Did reading about the case of Steven Spencer make you nervous?
Spencer is a 27-year-old man who lives in Sydney. In recent weeks, it’s been reported that Spencer became the seventh person globally to contract HIV while taking PrEP.
A lot of the headlines surrounding the disclosure of this diagnosis focused on it being an example of PrEP ‘failure’ – an example of PrEP not providing the protection that it is supposed to give. PrEP is a pre-exposure medication that is designed to prevent people from acquiring HIV.
Steven Spencer tested positive for HIV in December 2018. He was well-informed about how to use PrEP – he’d been taking it for five years. Spencer had been using the ‘on-demand’ method of taking PrEP. This is a method that has been endorsed and recommended by health experts – it means that you don’t have to take PrEP every day, you just need to take it before and after your sexual encounters where you feel that there’s a risk of transmission of the virus.
Does the case of Steven Spencer means that we should be re-thinking our embrace of PrEP as one of the key tools for the prevention of HIV transmission?
What is PrEP?
PrEP stands for pre-exposure prophylaxis. It was in 2012 that the World Health Organisation endorsed the use of antiretroviral medication – which is used to treat someone who has HIV – as a pre-exposure prophylaxis to prevent people from acquiring the virus.
In simple terms, PrEP is medication that acts as a preventative to HIV.
Truvada was the brand that was first available for use as PrEP, but there are now generic versions of the medication also available.
How effective is PrEP?
The CDC – Centers for Disease Control and Prevention in the US – advises that PrEP reduces the risk of acquiring HIV from a sexual encounter by more than 90%.
A major research project – the iPrEx Study – found that PrEP was up to 99% effective.
The San Francisco AIDS Foundation and the San Francisco Department of Public Health advise that PrEP provides 92%-99% reduction in HIV risk.
If we compare the effectiveness of PrEP versus condoms, research indicates that condoms are somewhere between 70%-92% effective in preventing the transmission of HIV – if they are used correctly and do not break. However, researchers have also found that condom use errors – breakage, slippage, or incomplete use – occur in up to 40% of sexual encounters.

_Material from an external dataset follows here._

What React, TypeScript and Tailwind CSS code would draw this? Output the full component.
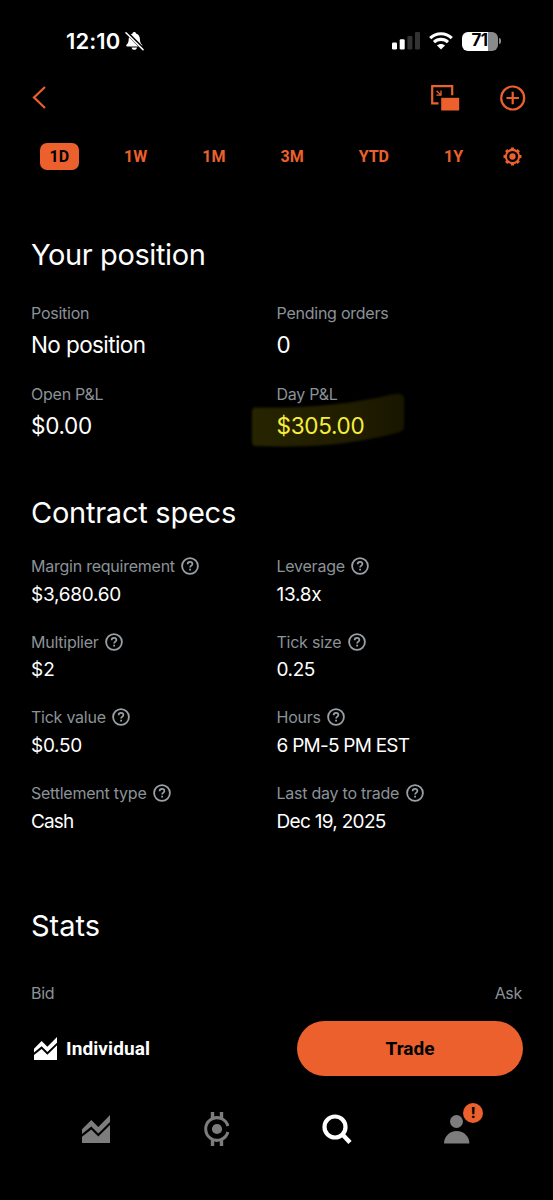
import { clsx } from "clsx";

const ranges = [
  { label: "1D", active: true },
  { label: "1W" },
  { label: "1M" },
  { label: "3M" },
  { label: "YTD" },
  { label: "1Y" },
];

const position = [
  { label: "Position", value: "No position", tracking: "tracking-[-0.6px]" },
  { label: "Pending orders", value: "0" },
  { label: "Open P&L", value: "$0.00", tracking: "tracking-[-0.3px]" },
  { label: "Day P&L", value: "$305.00", tracking: "tracking-[-0.3px]", marked: true },
];

const specs = [
  { label: "Margin requirement", value: "$3,680.60", tracking: "tracking-[-0.25px]" },
  { label: "Leverage", value: "13.8x", tracking: "tracking-[-0.3px]" },
  { label: "Multiplier", value: "$2" },
  { label: "Tick size", value: "0.25", tracking: "tracking-[-0.4px]" },
  { label: "Tick value", value: "$0.50", tracking: "tracking-[-0.3px]" },
  { label: "Hours", value: "6 PM-5 PM EST", tracking: "tracking-[-0.75px]" },
  { label: "Settlement type", value: "Cash", tracking: "tracking-[-0.9px]" },
  { label: "Last day to trade", value: "Dec 19, 2025", tracking: "tracking-[-0.7px]" },
];

function BellOff() {
  return (
    <svg width="19" height="20" viewBox="0 0 19 20" fill="none">
      <path
        d="M9.3 1c-.9 0-1.6.6-1.7 1.4C5.200 3.200 3.700 5.200 3.700 8c0 3.200-.8 4.400-2 5.500-.8.800-.5 2 .6 2h14c1.100 0 1.400-1.200.6-2-1.200-1.100-2-2.300-2-5.500 0-2.800-1.500-4.800-3.900-5.600C10.900 1.600 10.200 1 9.300 1Z"
        fill="#fff"
      />
      <path d="M6.600 16.500h5.400c-.2 1.400-1.300 2.300-2.700 2.300s-2.500-.9-2.700-2.300Z" fill="#fff" />
      <path d="M1.600 1.400 18.400 18.200" stroke="#000" strokeWidth="3.400" />
      <path d="M1 1.800 18 18.600" stroke="#fff" strokeWidth="1.500" strokeLinecap="round" />
    </svg>
  );
}

function Signal() {
  return (
    <svg width="28" height="18" viewBox="0 0 28 18">
      <rect x="0" y="10.500" width="5" height="7" rx="1.200" fill="#fff" />
      <rect x="7.700" y="7.300" width="5" height="10.200" rx="1.200" fill="#fff" />
      <rect x="15.400" y="4" width="5" height="13.500" rx="1.200" fill="#333" />
      <rect x="23" y="0" width="5" height="17.500" rx="1.200" fill="#333" />
    </svg>
  );
}

function Wifi() {
  return (
    <svg width="24" height="18" viewBox="0 0 24 18" fill="none" stroke="#fff" strokeWidth="3.100">
      <path d="M1.200 6.200C7.300.2 16.700.2 22.800 6.200" />
      <path d="M5 10.200c4-3.800 10-3.800 14 0" />
      <path d="M12 17.600 8 13.500c2.300-2 5.700-2 8 0Z" fill="#fff" stroke="none" />
    </svg>
  );
}

function Battery() {
  return (
    <div className="flex items-center gap-[1px]">
      <div className="flex h-[19px] w-[36px] items-center justify-center rounded-[6px] bg-[linear-gradient(90deg,#fff_71%,#8a8a8a_71%)] pr-px text-[17px] font-bold tracking-[-0.6px] text-black">
        71
      </div>
      <div className="h-[6px] w-[2px] rounded-r-full bg-[#8a8a8a]" />
    </div>
  );
}

function Pip() {
  return (
    <svg width="29" height="26" viewBox="0 0 29 26" fill="none" stroke="#eb602c">
      <path d="M7.500 18.300H1.200V1.200h20v9" strokeWidth="2.200" />
      <path d="M5.600 5.800 9.200 9.400M10 5.600v4.600H5.400" strokeWidth="1.300" />
      <path d="M10.200 12.800h18v12.700h-18z" fill="#eb602c" stroke="none" />
    </svg>
  );
}

function Gear() {
  return (
    <svg width="19" height="19" viewBox="0 0 18 18" fill="none" stroke="#eb602c">
      <circle cx="9" cy="9" r="6.300" strokeWidth="2" />
      {[0, 45, 90, 135, 180, 225, 270, 315].map((deg) => (
        <path key={deg} d="M9 2.600V.5" strokeWidth="3" transform={`rotate(${deg} 9 9)`} />
      ))}
      <circle cx="9" cy="9" r="3" fill="#eb602c" stroke="none" />
    </svg>
  );
}

function Help() {
  return (
    <svg width="18" height="18" viewBox="0 0 18 18" fill="none" stroke="#9aa0a6">
      <circle cx="9" cy="9" r="7.900" strokeWidth="1.800" />
      <path d="M6.600 7.300c0-1.500 1-2.400 2.400-2.400s2.400.9 2.400 2.100c0 1.700-2.300 1.700-2.300 3.600" strokeWidth="1.700" />
      <path d="M8.200 11.700h1.800v1.700H8.200z" fill="#9aa0a6" stroke="none" />
    </svg>
  );
}

function ChartIcon({ size, color }: { size: number; color: string }) {
  return (
    <svg width={size} height={size} viewBox="0 0 28 28" fill={color}>
      <path d="M0 14.200 9.300 4.900l7 7L28 0v7L16.300 18.400 9.300 11.400 0 19Z" />
      <path d="M0 21.800 9.300 14.600l7 7L28 10V28H0Z" />
    </svg>
  );
}

function CryptoIcon() {
  return (
    <svg width="26" height="34" viewBox="0 0 26 34" fill="none" stroke="#7d7d7d">
      <path d="M23.900 14A11.300 11.300 0 1 0 23.900 20" strokeWidth="3" />
      <path d="M8.500 0v7M17.500 0v7M8.500 34v-7M17.500 34v-7" strokeWidth="3.400" />
      <circle cx="13" cy="17" r="5.100" fill="#7d7d7d" stroke="none" />
    </svg>
  );
}

type FieldProps = {
  label: string;
  value: string;
  tracking?: string;
  help?: boolean;
  marked?: boolean;
};

function Field({ label, value, tracking, help, marked }: FieldProps) {
  return (
    <div className="relative">
      {/* Highlighter stroke behind the value */}
      {marked && (
        <svg className="absolute top-[8px] left-[-30px] blur-[1px]" width="162" height="60" viewBox="0 0 162 60">
          <defs>
            <linearGradient id="marker" x1="0" x2="1" y1="0" y2="0">
              <stop offset="0" stopColor="#272400" />
              <stop offset="0.6" stopColor="#211e00" />
              <stop offset="1" stopColor="#191600" />
            </linearGradient>
          </defs>
          <path
            d="M9 17.500C60 19 104 14 145 4.500c9-2 12 0 12 5v26c0 5-2 6-8 7.500C108 54 66 58 9 56c-3 0-4-2-4-5V22c0-3 1-4.500 4-4.500Z"
            fill="url(#marker)"
          />
        </svg>
      )}
      <div className="relative flex h-6 items-center gap-[6.500px] text-[16px] tracking-[-0.24px] text-[#8b9298]">
        {label}
        {help && <Help />}
      </div>
      <div
        className={clsx(
          "relative flex items-center",
          help ? "mt-0.5 h-7 pt-0.5 text-[19px]" : "mt-1 h-[30px] pt-px text-[22.500px]",
          marked ? "text-[#f6ee3c]" : "text-white",
          tracking
        )}
      >
        {value}
      </div>
    </div>
  );
}

export default function App() {
  return (
    <div className="flex h-[1200px] w-[553px] flex-col overflow-hidden bg-black font-['Inter',sans-serif] text-white">
      {/* Status bar */}
      <div className="flex h-[82px] shrink-0 items-center pr-[52px] pl-[66px]">
        <span className="text-[22px] font-semibold tracking-[0.1px]">12:10</span>
        <span className="ml-[5px]">
          <BellOff />
        </span>
        <div className="ml-auto flex items-center gap-[9px]">
          <Signal />
          <Wifi />
          <Battery />
        </div>
      </div>

      {/* Header */}
      <div className="flex h-[31px] shrink-0 items-center pr-[27px] pl-8">
        <svg width="14" height="24" viewBox="0 0 14 24" fill="none" stroke="#eb602c" strokeWidth="2.200">
          <path d="M13 1 2 11.500l11 10.500" />
        </svg>
        <div className="ml-auto flex items-center gap-10 pt-px">
          <Pip />
          <svg width="26" height="26" viewBox="0 0 26 26" fill="none" stroke="#eb602c" strokeWidth="2.200">
            <circle cx="12.700" cy="13" r="11.500" />
            <path d="M12.700 6.800v12.400M6.500 13h12.400" />
          </svg>
        </div>
      </div>

      {/* Range picker */}
      <div className="mt-[30px] flex h-[27px] shrink-0 items-center gap-9 pl-10 font-['Roboto'] text-base font-bold text-[#eb602c]">
        {ranges.map((r) => (
          <span
            key={r.label}
            className={clsx("flex h-full items-center rounded-[7px] px-[9.500px] pt-px", r.active && "bg-[#eb602c] text-black")}
          >
            {r.label}
          </span>
        ))}
        <span className="-ml-1.5">
          <Gear />
        </span>
      </div>

      {/* Position */}
      <div className="mt-[65px] shrink-0 px-[31px]">
        <h2 className="flex h-10 items-center text-[29px] tracking-[-0.4px]">Your position</h2>
        <div className="mt-[26px] grid grid-cols-2 gap-y-[23px]">
          {position.map((p) => (
            <Field key={p.label} {...p} />
          ))}
        </div>
      </div>

      {/* Specs */}
      <div className="mt-[53px] shrink-0 px-[31px]">
        <h2 className="flex h-10 items-center text-[29px] tracking-[-0.25px]">Contract specs</h2>
        <div className="mt-[21px] grid grid-cols-2 gap-y-[21.700px]">
          {specs.map((s) => (
            <Field key={s.label} {...s} help />
          ))}
        </div>
      </div>

      {/* Stats */}
      <div className="mt-[71px] shrink-0 px-[31px]">
        <h2 className="flex h-10 items-center text-[29px]">Stats</h2>
        <div className="mt-[35px] flex h-6 items-center justify-between text-[16px] tracking-[-0.3px] text-[#8b9298]">
          <span>Bid</span>
          <span>Ask</span>
        </div>
      </div>

      {/* Account and trade */}
      <div className="mt-4 flex h-[55px] shrink-0 items-center pr-[30px] pl-[34px] font-['Roboto'] text-[19px] font-bold">
        <ChartIcon size={23} color="#fff" />
        <span className="ml-[9px] pt-px tracking-[0.1px]">Individual</span>
        <button className="ml-auto h-full w-[226px] rounded-full bg-[#eb602c] pt-px text-black">Trade</button>
      </div>

      {/* Tab bar */}
      <div className="mt-[29px] flex h-12 shrink-0 items-center pl-[82px]">
        <ChartIcon size={28} color="#7d7d7d" />
        <span className="ml-[94px]">
          <CryptoIcon />
        </span>
        <svg className="ml-[92px]" width="30" height="31" viewBox="0 0 30 31" fill="none" stroke="#fff">
          <circle cx="13" cy="13" r="10.500" strokeWidth="4.200" />
          <path d="M20 20l8 8.500" strokeWidth="4.400" />
        </svg>
        <div className="relative ml-[92px]">
          <svg width="26" height="30" viewBox="0 0 26 30" fill="#7d7d7d">
            <circle cx="12.500" cy="7.500" r="6.500" />
            <path d="M0 29.500c0-7 5.500-12.500 12.700-12.500s12.700 5.500 12.700 12.500Z" />
          </svg>
          <div className="absolute -top-[11px] left-[19px] flex size-5 items-center justify-center rounded-full bg-[#eb602c] font-['Roboto'] text-[15px] font-black text-black ring-2 ring-black">
            !
          </div>
        </div>
      </div>
    </div>
  );
}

“The reason that any instance of someone acquiring HIV while on PrEP is big news is because it’s so rare…” explains Matthew Hodson. “When someone who uses condoms acquires HIV it doesn’t make the news – it happens too often to be newsworthy.”
How do I get PrEP?
The availability of PrEP will vary depending on where you are. Some countries have made PrEP available free-of-charge to people at risk of acquiring HIV, in other countries it is only available if you purchase it privately.
As a first step, speak with your doctor of sexual health service. They will be able to advise whether PrEP is available on prescription. If it’s not available through your health service, there are options available to purchase online.
“Worldwide, more than 400,000 people have started taking the pill via official channels, almost two-thirds of them in the United States…” explains Matthew Hodson. “It’s estimated that about the same number may have accessed PrEP via unofficial channels, particularly in China and Russia but also in the UK.”
Don’t forget about U=U
U=U stands for Undetectable = Untransmittable. What this means is that if someone has HIV but their medication has reduced their viral load to ‘undetectable’ levels, then they can’t transmit the virus to anyone else.
This is sometimes referred to as Treatment-as-Prevention, or TasP.
Combination Prevention Strategies
A number of cities around the world are reporting declining HIV transmission rates – cities such as London, Sydney, New York, and San Francisco. The best success in tackling HIV appear to be coming from combination prevention strategies.
‘This turnaround shows what can be achieved by utilising everything we’ve got in the fight against HIV…” says Ian Green, Chief Executive at UK health charity Terrence Higgins Trust, talking about good results being achieved in London. “That includes the widespread availability of condoms, a range of ways and places to test for HIV, early diagnosis and access to treatment, and increasing availability of the HIV prevention pill PrEP.”